Trump prometeu, ademais, uma vacina para bastante em breve. O problema é que vacinas demoram entre 12 e 18 meses, porque envolvem baterias de testes antes de serem de fato aplicadas.
Com tantas mensagens dizendo que os riscos eram baixos, Trump pode ter contribuído para que pessoas continuassem a se expor ao vírus. É o oposto do que têm sugerido cientistas ao redor do mundo.
Nesse contexto, o coronavírus começa a pairar sobre as eleições, com a possibilidade de que Trump pague nas urnas o preço de suas decisões.
A epidemia, no entanto, deve afetar também o Partido Democrata. Joe Biden e Bernie Sanders, que disputam a nomeação do partido, cancelaram nesta semana seus comícios, e não está claro o que acontecerá nos próximos meses.
Ainda que o governo tenha errado, não há razões para o pânico, diz Wendy Wagner. Ela é professora na Universidade do Texas em Austin e especialista em ciência e política pública. Wagner afirma que há “cientistas incríveis” trabalhando para o governo, em uma “infraestrutura excelente”. Ainda é possível, portanto, reverter o cenário, se de fato houver vontade política.

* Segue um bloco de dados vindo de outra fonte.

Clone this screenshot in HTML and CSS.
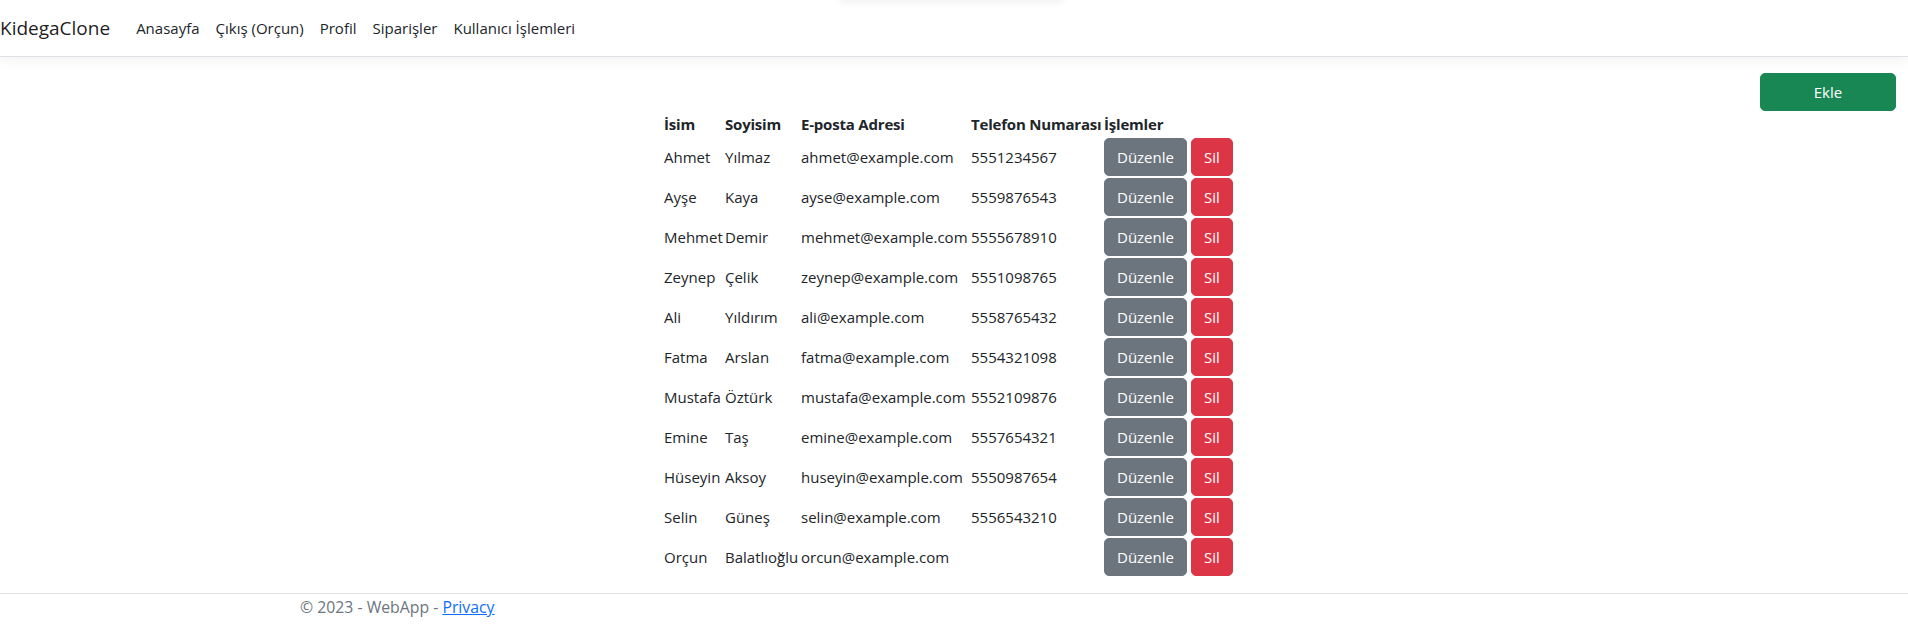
FILE: index.html
```html
<!DOCTYPE html>
<html lang="tr">
<head>
<meta charset="utf-8">
<title>KidegaClone</title>
<link rel="stylesheet" href="styles.css">
</head>
<body>
<div class="ghost"></div>
<header class="navbar">
  <a class="brand" href="#">KidegaClone</a>
  <nav class="nav">
    <a class="nav-link" href="#">Anasayfa</a>
    <a class="nav-link" href="#">Çıkış (Orçun)</a>
    <a class="nav-link" href="#">Profil</a>
    <a class="nav-link" href="#">Siparişler</a>
    <a class="nav-link" href="#">Kullanıcı İşlemleri</a>
  </nav>
</header>
<main class="main">
  <div class="toolbar">
    <a class="btn btn-success btn-add" href="#">Ekle</a>
  </div>
  <div class="table-wrap">
    <table class="users">
      <colgroup>
        <col class="c1"><col class="c2"><col class="c3"><col class="c4"><col class="c5">
      </colgroup>
      <thead>
        <tr><th>İsim</th><th>Soyisim</th><th>E-posta Adresi</th><th>Telefon Numarası</th><th>İşlemler</th></tr>
      </thead>
      <tbody>
        <tr><td>Ahmet</td><td>Yılmaz</td><td>ahmet@example.com</td><td>5551234567</td><td class="actions"><a class="btn btn-secondary" href="#">Düzenle</a><a class="btn btn-danger" href="#">Sil</a></td></tr>
        <tr><td>Ayşe</td><td>Kaya</td><td>ayse@example.com</td><td>5559876543</td><td class="actions"><a class="btn btn-secondary" href="#">Düzenle</a><a class="btn btn-danger" href="#">Sil</a></td></tr>
        <tr><td>Mehmet</td><td>Demir</td><td>mehmet@example.com</td><td>5555678910</td><td class="actions"><a class="btn btn-secondary" href="#">Düzenle</a><a class="btn btn-danger" href="#">Sil</a></td></tr>
        <tr><td>Zeynep</td><td>Çelik</td><td>zeynep@example.com</td><td>5551098765</td><td class="actions"><a class="btn btn-secondary" href="#">Düzenle</a><a class="btn btn-danger" href="#">Sil</a></td></tr>
        <tr><td>Ali</td><td>Yıldırım</td><td>ali@example.com</td><td>5558765432</td><td class="actions"><a class="btn btn-secondary" href="#">Düzenle</a><a class="btn btn-danger" href="#">Sil</a></td></tr>
        <tr><td>Fatma</td><td>Arslan</td><td>fatma@example.com</td><td>5554321098</td><td class="actions"><a class="btn btn-secondary" href="#">Düzenle</a><a class="btn btn-danger" href="#">Sil</a></td></tr>
        <tr><td>Mustafa</td><td>Öztürk</td><td>mustafa@example.com</td><td>5552109876</td><td class="actions"><a class="btn btn-secondary" href="#">Düzenle</a><a class="btn btn-danger" href="#">Sil</a></td></tr>
        <tr><td>Emine</td><td>Taş</td><td>emine@example.com</td><td>5557654321</td><td class="actions"><a class="btn btn-secondary" href="#">Düzenle</a><a class="btn btn-danger" href="#">Sil</a></td></tr>
        <tr><td>Hüseyin</td><td>Aksoy</td><td>huseyin@example.com</td><td>5550987654</td><td class="actions"><a class="btn btn-secondary" href="#">Düzenle</a><a class="btn btn-danger" href="#">Sil</a></td></tr>
        <tr><td>Selin</td><td>Güneş</td><td>selin@example.com</td><td>5556543210</td><td class="actions"><a class="btn btn-secondary" href="#">Düzenle</a><a class="btn btn-danger" href="#">Sil</a></td></tr>
        <tr><td>Orçun</td><td>Balatlıoğlu</td><td>orcun@example.com</td><td></td><td class="actions"><a class="btn btn-secondary" href="#">Düzenle</a><a class="btn btn-danger" href="#">Sil</a></td></tr>
      </tbody>
    </table>
  </div>
</main>
<footer class="footer">
  <div class="footer-inner">© 2023 - WebApp - <a class="privacy" href="#">Privacy</a></div>
</footer>
</body>
</html>
```

FILE: styles.css
```css
* { box-sizing: border-box; }
html, body { margin: 0; padding: 0; }
body {
  font-family: "Open Sans", "Noto Sans", sans-serif;
  font-size: 15px;
  line-height: 24px;
  color: #212529;
  background: #fff;
  overflow: hidden;
}
a { text-decoration: none; }

.ghost {
  position: absolute;
  top: -30px;
  left: 840px;
  width: 222px;
  height: 30px;
  background: #fff;
  box-shadow: 0 2px 8px rgba(0, 0, 0, 0.07);
}

.navbar {
  display: flex;
  align-items: center;
  height: 57px;
  padding: 8px 0;
  border-bottom: 1px solid #dee2e6;
  box-shadow: 0 4px 12px rgba(0, 0, 0, 0.05);
  background: #fff;
}
.brand {
  font-size: 19px;
  line-height: 30px;
  padding: 5px 0;
  color: rgba(0, 0, 0, 0.9);
  margin-right: 18px;
}
.nav { display: flex; }
.nav-link {
  padding: 8px;
  color: #212529;
}

.main { padding: 16px 12px 0; }
.toolbar { display: flex; justify-content: flex-end; }
.btn {
  display: inline-block;
  height: 38px;
  padding: 6px 12px;
  border: 1px solid transparent;
  border-radius: 5px;
  color: #fff;
  font-size: 15px;
  line-height: 24px;
  text-align: center;
}
.btn-success { background: #198754; border-color: #198754; }
.btn-secondary { background: #6c757d; border-color: #6c757d; }
.btn-danger { background: #dc3545; border-color: #dc3545; }
.btn-add { width: 136px; }

.table-wrap {
  display: flex;
  justify-content: center;
  padding: 0 10px 0 0;
  margin-top: 1px;
}
.users {
  border-collapse: collapse;
  table-layout: fixed;
  width: 570px;
}
.c1 { width: 61px; }
.c2 { width: 76px; }
.c3 { width: 170px; }
.c4 { width: 133px; }
.c5 { width: 130px; }
.users th {
  text-align: left;
  font-weight: 700;
  letter-spacing: -0.2px;
  padding: 0 0 1px 0;
  vertical-align: top;
  white-space: nowrap;
}
.users td {
  padding: 1px 0;
  vertical-align: middle;
  white-space: nowrap;
}
.actions { display: flex; gap: 4px; }

.footer {
  margin-top: 16px;
  border-top: 1px solid #dee2e6;
  padding-top: 1px;
  color: #6c757d;
  font-size: 15.8px;
}
.footer-inner {
  max-width: 1308px;
  margin: 0 auto;
}
.privacy { color: #0d6efd; text-decoration: underline; }
```
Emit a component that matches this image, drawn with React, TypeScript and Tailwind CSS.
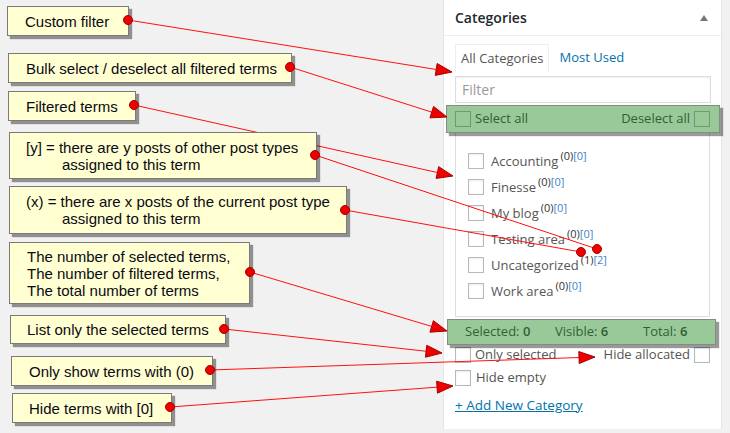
import React from 'react'

type Note = { mt: number; ml: number; w: number; h: number; pl: number; lines: string[]; indent?: boolean }

const notes: Note[] = [
  { mt: 6, ml: 7, w: 122, h: 30, pl: 17, lines: ['Custom filter'] },
  { mt: 17, ml: 8, w: 284, h: 30, pl: 17, lines: ['Bulk select / deselect all filtered terms'] },
  { mt: 8, ml: 8, w: 128, h: 30, pl: 17, lines: ['Filtered terms'] },
  { mt: 11, ml: 9, w: 308, h: 47, pl: 16, lines: ['[y] = there are y posts of other post types', 'assigned to this term'], indent: true },
  { mt: 7, ml: 9, w: 338, h: 48, pl: 16, lines: ['(x) = there are x posts of the current post type', 'assigned to this term'], indent: true },
  { mt: 8, ml: 9, w: 241, h: 62, pl: 17, lines: ['The number of selected terms,', 'The number of filtered terms,', 'The total number of terms'] },
  { mt: 11, ml: 10, w: 216, h: 29, pl: 16, lines: ['List only the selected terms'] },
  { mt: 12, ml: 11, w: 202, h: 30, pl: 17, lines: ['Only show terms with (0)'] },
  { mt: 7, ml: 12, w: 160, h: 30, pl: 16, lines: ['Hide terms with [0]'] },
]

const arrows = [
  { from: [128, 20], to: [452, 72], head: true },
  { from: [290, 67], to: [447, 117], head: true },
  { from: [134, 105], to: [453, 176], head: true },
  { from: [315, 155], to: [597, 249], head: false },
  { from: [345, 210], to: [581, 252], head: false },
  { from: [250, 272], to: [447, 331], head: true },
  { from: [224, 329], to: [442, 353], head: true },
  { from: [210, 370], to: [595, 357], head: true },
  { from: [170, 407], to: [453, 386], head: true },
]

const terms = [
  { name: 'Accounting', x: 0, y: 0 },
  { name: 'Finesse', x: 0, y: 0 },
  { name: 'My blog', x: 0, y: 0 },
  { name: 'Testing area', x: 0, y: 0 },
  { name: 'Uncategorized', x: 1, y: 2 },
  { name: 'Work area', x: 0, y: 0 },
]

function geom(a: (typeof arrows)[number]) {
  const [x1, y1] = a.from
  const [x2, y2] = a.to
  const len = Math.hypot(x2 - x1, y2 - y1)
  const ux = (x2 - x1) / len
  const uy = (y2 - y1) / len
  const bx = x2 - ux * 16
  const by = y2 - uy * 16
  return {
    end: a.head ? [bx, by] : [x2, y2],
    poly: `${x2},${y2} ${bx - uy * 6},${by + ux * 6} ${bx + uy * 6},${by - ux * 6}`,
  }
}

const Box = () => <span className="inline-block h-4 w-4 shrink-0 border border-[#b4b9be] bg-white shadow-[inset_0_1px_2px_rgba(0,0,0,0.08)]" />
const GreenBox = () => <span className="inline-block h-4 w-4 shrink-0 border border-[#6f9a6f]" />

export default function App() {
  return (
    <div className="relative flex h-[433px] w-[730px] overflow-hidden bg-[#f1f1f1]">
      {/* annotation boxes */}
      <div className="relative z-20 flex w-[443px] flex-col items-start font-['Liberation_Sans',Arial,sans-serif] text-[15px] text-[#0a0a14]">
        {notes.map((n, i) => (
          <div
            key={i}
            style={{ marginTop: n.mt, marginLeft: n.ml, width: n.w, height: n.h, paddingLeft: n.pl }}
            className="flex flex-col justify-center whitespace-nowrap border border-[#7a7a7a] bg-[#ffffd2] leading-[17px] shadow-[3px_3px_1px_rgba(0,0,0,0.4)]"
          >
            {n.lines.map((l, j) => (
              <span key={j} className={n.indent && j > 0 ? 'pl-[36px]' : ''}>
                {l}
              </span>
            ))}
          </div>
        ))}
      </div>

      {/* categories panel */}
      <div className="flex h-[429px] w-[279px] flex-col border-x border-[#e5e5e5] bg-white font-['Open_Sans',sans-serif] text-[13px] text-[#555]">
        <div className="flex h-[36px] shrink-0 items-center justify-between border-b border-[#eee] pl-[11px] pr-[12px]">
          <span className="text-[14px] font-semibold text-[#23282d]">Categories</span>
          <svg width="10" height="8" viewBox="0 0 10 8">
            <polygon points="5,1 9,7 1,7" fill="#72777c" />
          </svg>
        </div>

        <div className="flex flex-col pl-[11px]">
          <div className="mt-[8px] flex h-[28px] items-stretch">
            <span className="flex items-center border border-b-0 border-[#eee] px-[5px] text-[#555]">All Categories</span>
            <span className="ml-[10px] flex items-center text-[#0073aa]">Most Used</span>
          </div>

          <input
            placeholder="Filter"
            className="mt-[4px] h-[27px] w-[256px] border border-[#ddd] px-[6px] text-[14px] text-[#555] outline-none shadow-[inset_0_1px_2px_rgba(0,0,0,0.07)] placeholder:text-[#999]"
          />

          <div className="relative z-10 mt-[2px] ml-[-9px] flex h-[28px] w-[274px] items-center justify-between border border-[#7f8f7f] bg-[#99c999] pl-[8px] pr-[9px] text-[#335f33] shadow-[3px_3px_1px_rgba(0,0,0,0.4)]">
            <span className="flex items-center gap-[4px]">
              <GreenBox />
              Select all
            </span>
            <span className="flex items-center gap-[4px]">
              Deselect all
              <GreenBox />
            </span>
          </div>

          <div className="h-[184px] w-[255px] border border-t-0 border-[#ddd] pl-[12px] pt-[15px]">
            {terms.map((t) => (
              <div key={t.name} className="flex h-[26px] items-center gap-[7px]">
                <Box />
                <span className="leading-[18px]">
                  {t.name}
                  <span className="relative -top-[6px] ml-[2px] text-[11px] leading-none">
                    <span className="text-[#333]">({t.x})</span>
                    <span className="text-[#3b86c4]">[{t.y}]</span>
                  </span>
                </span>
              </div>
            ))}
          </div>

          <div className="relative z-10 mt-[2px] ml-[-8px] flex h-[26px] w-[269px] items-center border border-[#7f8f7f] bg-[#99c999] pl-[17px] text-[#335f33] shadow-[3px_3px_1px_rgba(0,0,0,0.4)]">
            <span className="w-[90px]">
              Selected: <b className="font-semibold">0</b>
            </span>
            <span className="w-[88px]">
              Visible: <b className="font-semibold">6</b>
            </span>
            <span>
              Total: <b className="font-semibold">6</b>
            </span>
          </div>

          <div className="mt-[1px] flex h-[17px] w-[255px] items-center justify-between">
            <span className="flex items-center gap-[4px]">
              <Box />
              Only selected
            </span>
            <span className="flex items-center gap-[4px]">
              Hide allocated
              <Box />
            </span>
          </div>

          <div className="mt-[6px] flex h-[17px] items-center gap-[5px]">
            <Box />
            Hide empty
          </div>

          <a className="mt-[9px] text-[13.5px] text-[#0073aa] underline">+ Add New Category</a>
        </div>
      </div>

      {/* connector lines */}
      <svg className="pointer-events-none absolute left-0 top-0 z-10" width="730" height="433">
        {arrows.map((a, i) => {
          const g = geom(a)
          return <line key={i} x1={a.from[0]} y1={a.from[1]} x2={g.end[0]} y2={g.end[1]} stroke="#ff1010" strokeWidth="1" />
        })}
      </svg>

      {/* dots and arrow heads */}
      <svg className="pointer-events-none absolute left-0 top-0 z-30" width="730" height="433">
        {arrows.map((a, i) => {
          const g = geom(a)
          return (
            <g key={i} fill="#ee0000" stroke="#a80000" strokeWidth="1">
              <circle cx={a.from[0]} cy={a.from[1]} r="4.5" />
              {a.head ? <polygon points={g.poly} /> : <circle cx={a.to[0]} cy={a.to[1]} r="4.5" />}
            </g>
          )
        })}
      </svg>
    </div>
  )
}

Ademais, quanto àqueles que duvidam da ciência e acreditam que o coronavírus é uma conspiração para não eleger um candidato ou o outro, Wagner diz que pandemias têm um poder “disciplinador”. “É possível demonstrar ao público que pessoas estão morrendo, que o vírus está se espalhando. Isso vai mudar a conversa política, porque a verdade está aparecendo”, ela afirma.
“Fake news”, nesse caso, têm a perna curtíssima -e podem tropeçar. “As pessoas não poderão continuar a mentir”, diz.